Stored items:
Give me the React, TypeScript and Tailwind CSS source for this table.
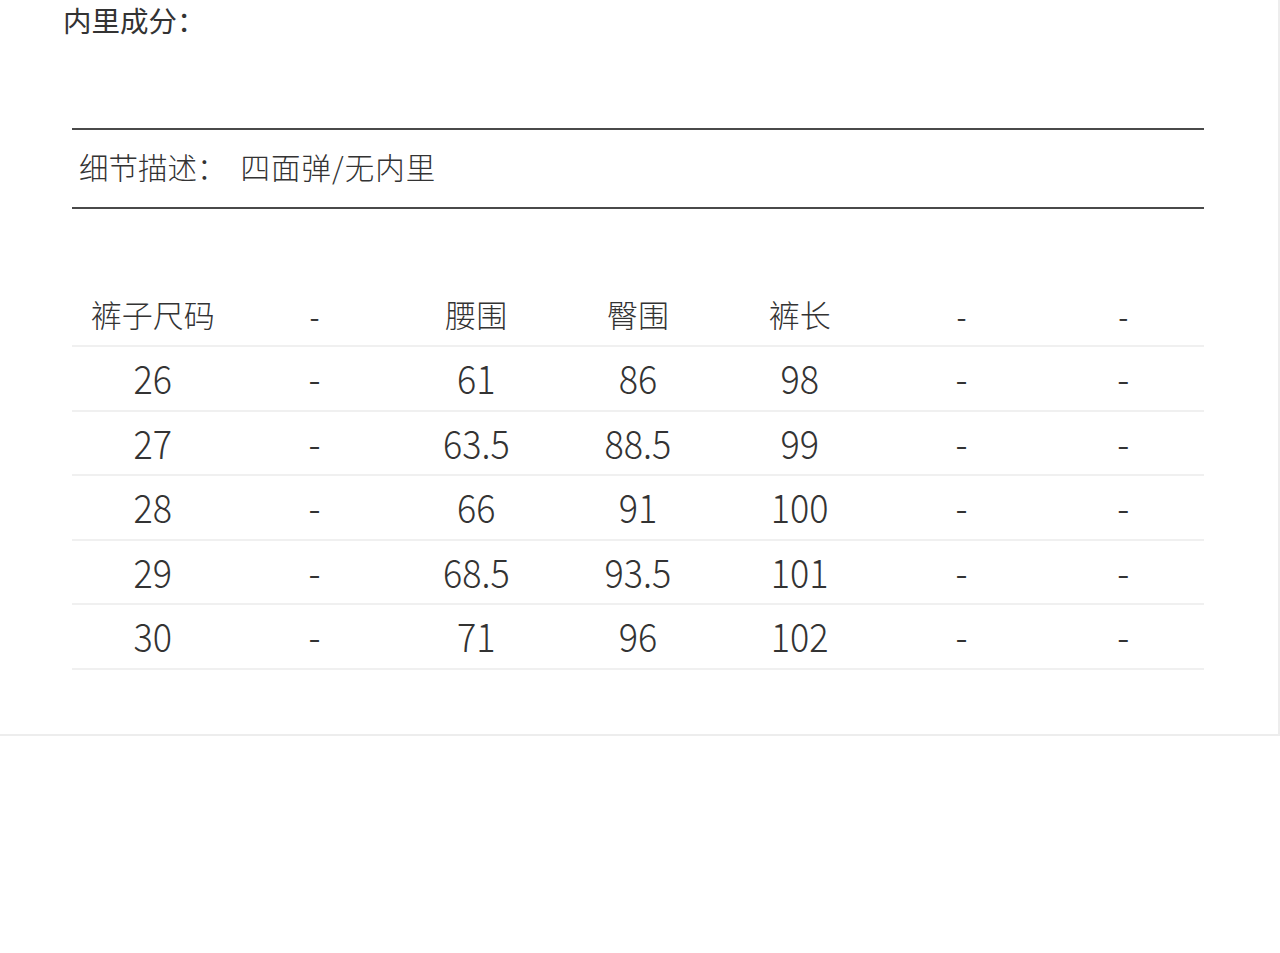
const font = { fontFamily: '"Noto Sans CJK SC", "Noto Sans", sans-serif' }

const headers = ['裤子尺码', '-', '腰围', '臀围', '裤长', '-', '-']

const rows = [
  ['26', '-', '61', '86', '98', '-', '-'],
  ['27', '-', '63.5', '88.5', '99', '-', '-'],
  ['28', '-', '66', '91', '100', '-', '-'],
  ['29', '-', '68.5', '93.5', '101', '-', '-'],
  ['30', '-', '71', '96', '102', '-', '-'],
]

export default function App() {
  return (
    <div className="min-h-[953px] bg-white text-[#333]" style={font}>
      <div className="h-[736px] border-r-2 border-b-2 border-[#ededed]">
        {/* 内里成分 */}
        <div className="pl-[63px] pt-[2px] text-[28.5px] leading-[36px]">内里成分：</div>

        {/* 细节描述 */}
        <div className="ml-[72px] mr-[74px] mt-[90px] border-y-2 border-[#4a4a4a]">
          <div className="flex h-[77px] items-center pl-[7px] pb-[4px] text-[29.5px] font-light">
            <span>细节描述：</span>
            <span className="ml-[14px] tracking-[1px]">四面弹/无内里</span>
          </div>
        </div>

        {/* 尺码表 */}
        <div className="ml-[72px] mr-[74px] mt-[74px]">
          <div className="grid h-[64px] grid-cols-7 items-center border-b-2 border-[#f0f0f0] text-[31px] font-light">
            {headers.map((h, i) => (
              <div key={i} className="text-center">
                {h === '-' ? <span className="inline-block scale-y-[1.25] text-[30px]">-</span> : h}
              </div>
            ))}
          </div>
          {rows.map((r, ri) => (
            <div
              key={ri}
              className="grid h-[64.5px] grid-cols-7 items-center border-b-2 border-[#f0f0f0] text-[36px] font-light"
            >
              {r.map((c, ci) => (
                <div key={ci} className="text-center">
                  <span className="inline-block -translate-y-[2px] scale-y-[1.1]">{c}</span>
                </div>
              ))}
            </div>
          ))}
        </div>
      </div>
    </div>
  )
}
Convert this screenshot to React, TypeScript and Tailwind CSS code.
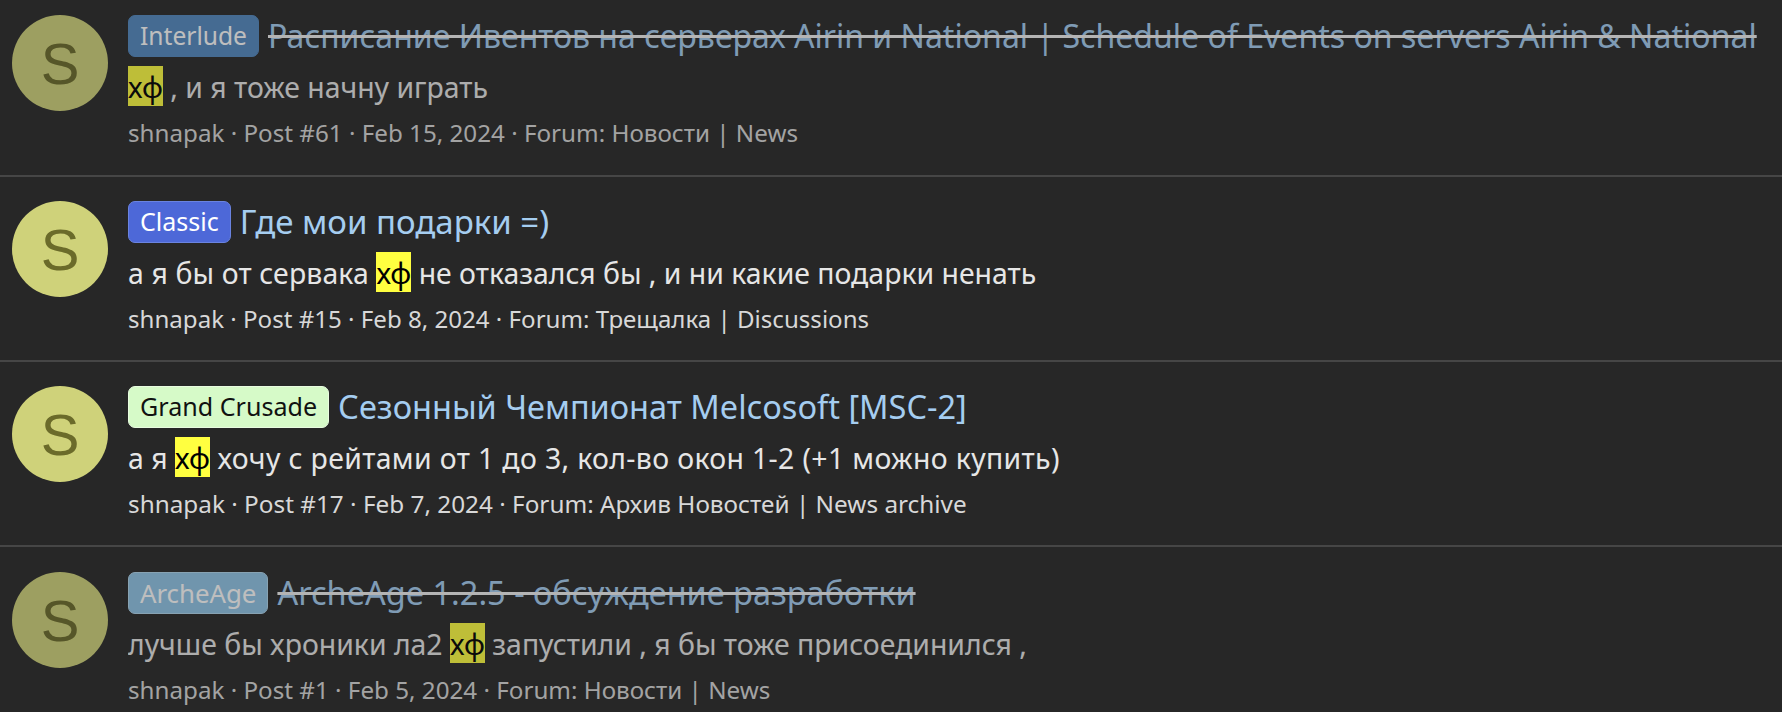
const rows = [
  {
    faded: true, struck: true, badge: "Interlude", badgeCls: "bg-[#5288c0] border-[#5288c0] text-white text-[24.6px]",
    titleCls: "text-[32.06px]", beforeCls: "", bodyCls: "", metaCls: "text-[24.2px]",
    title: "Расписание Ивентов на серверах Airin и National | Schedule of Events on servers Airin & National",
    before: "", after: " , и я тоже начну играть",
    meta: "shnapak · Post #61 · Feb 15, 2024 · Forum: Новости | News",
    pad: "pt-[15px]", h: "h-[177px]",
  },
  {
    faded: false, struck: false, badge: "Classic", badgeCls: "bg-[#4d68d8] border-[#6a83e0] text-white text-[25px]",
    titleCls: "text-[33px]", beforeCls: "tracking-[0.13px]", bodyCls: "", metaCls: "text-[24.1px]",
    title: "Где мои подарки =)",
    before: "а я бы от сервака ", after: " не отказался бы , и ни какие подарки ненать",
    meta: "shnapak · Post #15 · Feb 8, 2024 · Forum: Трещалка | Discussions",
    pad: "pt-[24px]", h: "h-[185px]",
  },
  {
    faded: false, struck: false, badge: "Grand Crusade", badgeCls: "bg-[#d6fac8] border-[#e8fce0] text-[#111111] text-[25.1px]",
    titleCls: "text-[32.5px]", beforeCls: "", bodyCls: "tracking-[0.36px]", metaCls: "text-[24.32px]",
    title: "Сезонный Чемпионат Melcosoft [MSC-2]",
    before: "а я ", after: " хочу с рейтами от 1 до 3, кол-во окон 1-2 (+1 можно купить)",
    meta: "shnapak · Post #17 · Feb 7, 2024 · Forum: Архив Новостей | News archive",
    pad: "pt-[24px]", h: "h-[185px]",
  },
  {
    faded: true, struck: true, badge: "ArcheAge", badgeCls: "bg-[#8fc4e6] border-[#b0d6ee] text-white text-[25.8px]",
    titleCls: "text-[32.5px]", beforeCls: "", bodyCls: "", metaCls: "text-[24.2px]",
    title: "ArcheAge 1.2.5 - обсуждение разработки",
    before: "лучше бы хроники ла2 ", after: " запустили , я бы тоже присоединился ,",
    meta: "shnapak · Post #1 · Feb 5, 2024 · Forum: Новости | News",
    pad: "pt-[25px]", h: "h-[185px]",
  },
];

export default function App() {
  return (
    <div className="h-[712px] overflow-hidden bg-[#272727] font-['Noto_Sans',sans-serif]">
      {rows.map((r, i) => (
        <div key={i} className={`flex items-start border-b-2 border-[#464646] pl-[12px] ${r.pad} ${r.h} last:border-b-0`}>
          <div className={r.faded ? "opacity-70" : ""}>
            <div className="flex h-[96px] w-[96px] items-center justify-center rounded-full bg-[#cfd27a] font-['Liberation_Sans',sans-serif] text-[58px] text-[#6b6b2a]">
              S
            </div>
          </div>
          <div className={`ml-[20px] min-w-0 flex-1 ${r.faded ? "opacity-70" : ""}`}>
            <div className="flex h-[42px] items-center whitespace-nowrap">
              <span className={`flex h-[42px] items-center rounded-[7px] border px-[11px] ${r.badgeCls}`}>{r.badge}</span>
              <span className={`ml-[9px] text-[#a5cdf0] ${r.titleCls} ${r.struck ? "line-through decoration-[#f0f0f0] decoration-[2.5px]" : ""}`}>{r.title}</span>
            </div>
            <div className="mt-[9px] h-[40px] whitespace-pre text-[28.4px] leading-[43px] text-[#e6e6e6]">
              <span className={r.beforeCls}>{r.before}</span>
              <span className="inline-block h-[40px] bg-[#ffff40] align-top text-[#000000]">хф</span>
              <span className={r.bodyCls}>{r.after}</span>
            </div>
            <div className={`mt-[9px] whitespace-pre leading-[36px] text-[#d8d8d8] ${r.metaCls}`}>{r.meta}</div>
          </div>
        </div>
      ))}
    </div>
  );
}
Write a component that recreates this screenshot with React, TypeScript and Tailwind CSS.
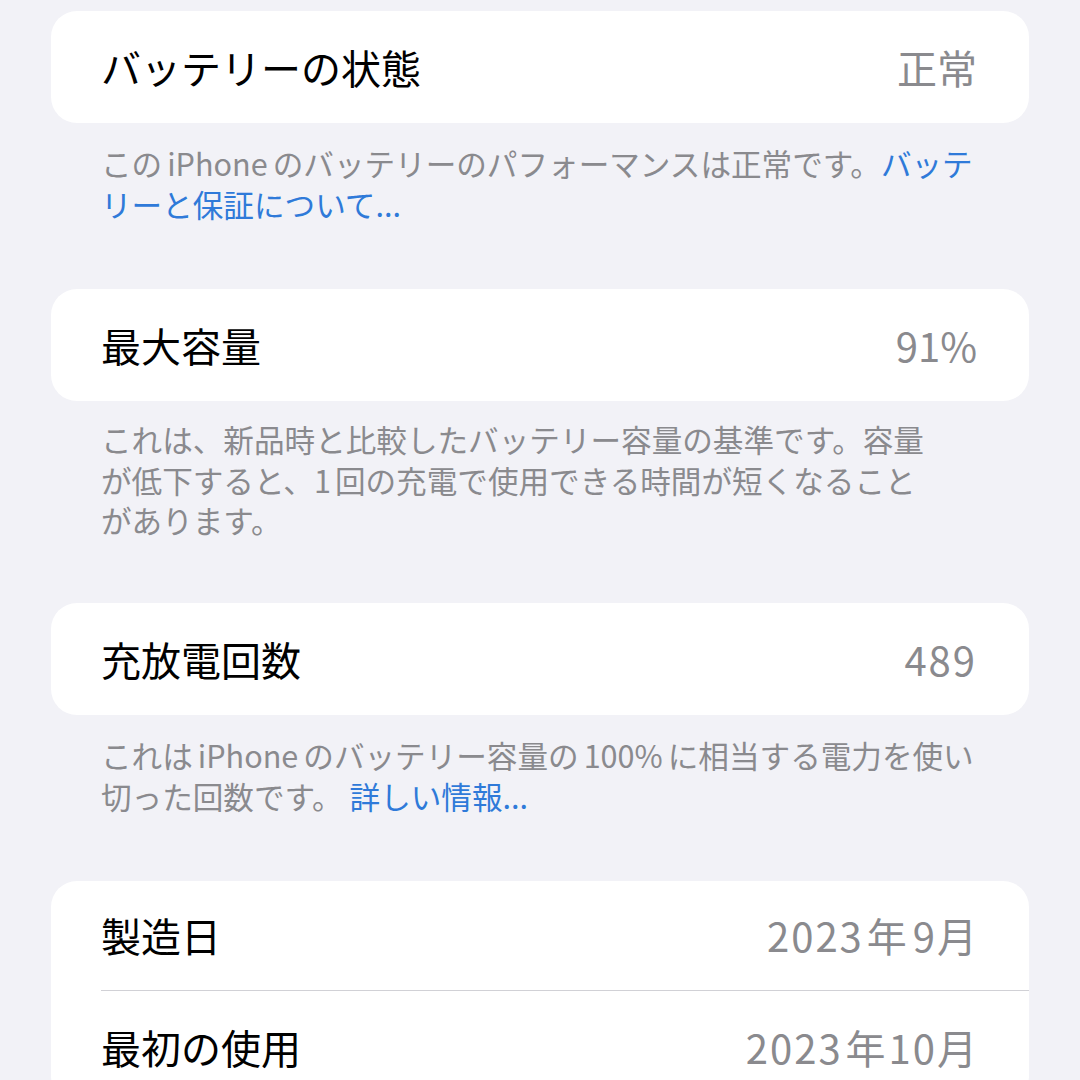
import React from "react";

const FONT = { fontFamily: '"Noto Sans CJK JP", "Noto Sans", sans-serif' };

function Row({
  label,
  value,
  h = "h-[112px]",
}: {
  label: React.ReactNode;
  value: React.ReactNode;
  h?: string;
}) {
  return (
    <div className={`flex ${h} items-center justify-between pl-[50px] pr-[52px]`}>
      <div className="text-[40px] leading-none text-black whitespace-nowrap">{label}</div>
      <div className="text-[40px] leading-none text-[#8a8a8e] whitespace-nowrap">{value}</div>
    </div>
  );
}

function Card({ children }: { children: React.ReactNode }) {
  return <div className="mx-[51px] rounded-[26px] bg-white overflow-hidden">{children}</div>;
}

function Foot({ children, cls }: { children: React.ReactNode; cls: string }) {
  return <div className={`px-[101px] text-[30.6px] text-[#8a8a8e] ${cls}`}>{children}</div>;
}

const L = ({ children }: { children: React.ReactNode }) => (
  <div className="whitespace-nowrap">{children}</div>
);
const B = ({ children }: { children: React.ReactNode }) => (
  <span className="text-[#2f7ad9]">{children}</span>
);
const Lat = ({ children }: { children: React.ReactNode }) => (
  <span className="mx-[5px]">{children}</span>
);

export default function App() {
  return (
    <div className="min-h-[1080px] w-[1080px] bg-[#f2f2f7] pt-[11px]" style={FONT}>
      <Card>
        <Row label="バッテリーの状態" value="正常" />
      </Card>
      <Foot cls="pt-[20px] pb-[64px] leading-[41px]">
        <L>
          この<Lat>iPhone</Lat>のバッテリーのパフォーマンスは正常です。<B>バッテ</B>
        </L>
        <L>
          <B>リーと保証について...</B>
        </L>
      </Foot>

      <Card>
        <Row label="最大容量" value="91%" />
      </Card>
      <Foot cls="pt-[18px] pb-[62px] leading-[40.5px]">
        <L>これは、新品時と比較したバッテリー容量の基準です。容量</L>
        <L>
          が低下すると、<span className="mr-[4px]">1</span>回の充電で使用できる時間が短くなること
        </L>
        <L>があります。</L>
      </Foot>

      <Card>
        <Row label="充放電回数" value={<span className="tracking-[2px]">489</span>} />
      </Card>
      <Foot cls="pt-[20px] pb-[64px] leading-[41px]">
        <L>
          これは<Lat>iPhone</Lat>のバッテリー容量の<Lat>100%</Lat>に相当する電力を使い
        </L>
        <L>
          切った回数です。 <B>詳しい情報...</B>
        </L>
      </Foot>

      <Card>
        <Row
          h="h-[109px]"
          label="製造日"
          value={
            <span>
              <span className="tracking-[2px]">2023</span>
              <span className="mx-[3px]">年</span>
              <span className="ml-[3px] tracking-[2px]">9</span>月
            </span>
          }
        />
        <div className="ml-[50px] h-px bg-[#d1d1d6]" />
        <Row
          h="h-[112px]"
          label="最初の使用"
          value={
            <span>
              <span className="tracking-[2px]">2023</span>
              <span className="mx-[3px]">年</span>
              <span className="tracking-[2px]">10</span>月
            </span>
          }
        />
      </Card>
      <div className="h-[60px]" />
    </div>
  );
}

◆ **Problem to work on**
Check every line of the listing for the string "screenshot" and report how many lines have it, as a number alone.

◆ **In response**
2